> 
> Exactly, which is my main point I'm trying to make here. We've got
> a situation right now where we've got documentation that we say
> is _the_ source for info about MediaWiki, and yet we cannot vouch
> for it.
> 
> I don't think our major issue is vandalism or people purposefully inserting
> false information, but more so users who don't really know exactly
> what they're changing, they just know what worked for them. I've got
> several docs I've looked at in the past several days that suffer from this:
> clueless people trying to be helpful.
> 
> Not that we should discourage helpful people, but helpful people don't
> always know what they're talking about; at least not well enough to
> allow them to set the documented standard :)
> 

Yes, but the help namespace is a much simpler, less controversial place to
start than other parts of the wiki.

This issue was brought up there years ago, long before there was any
technical means to address it.

The idea is these pages could be mirrored to a local site, but the problem
is that mirrored set could easily contain vandalized, wrong, or nonsense
pages that would need to be sorted out, which pretty much rules out any
kind of automated mirroring, which was part of the point of setting it up
that way. Flagged revisions could simply fix that.

In most pages, unless the flagged revision was shown by default, it
wouldn't be too useful.  Here, as long as you can access the flagged
revision easily, i.e. via the API, it would solve a real problem without
discouraging editors by preventing their work from being shown on the site.
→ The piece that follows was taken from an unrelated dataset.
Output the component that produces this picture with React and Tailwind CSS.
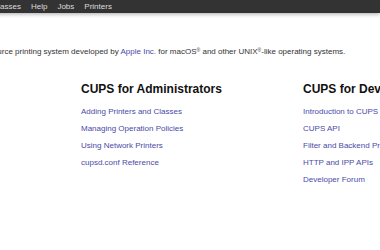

And, really, help pages don't need to change that often, so a brief lag
wouldn't be a problem.  If fact, it could even be useful, i.e. to document
new features as they are implemented, but flag which version of the page
applies to the latest quarterly release.

Although it's good if the developer can document every detail, it may not
be practical for them to spend a lot of time polishing the document, if
they can at least get their point across quickly.  From what I've seen,
misspellings and bad grammar tend to cause a bunch of IP edits, but these 
tend to sort themselves out.  The problem is when the documentation is
unclear, people may clarify things that they don't understand.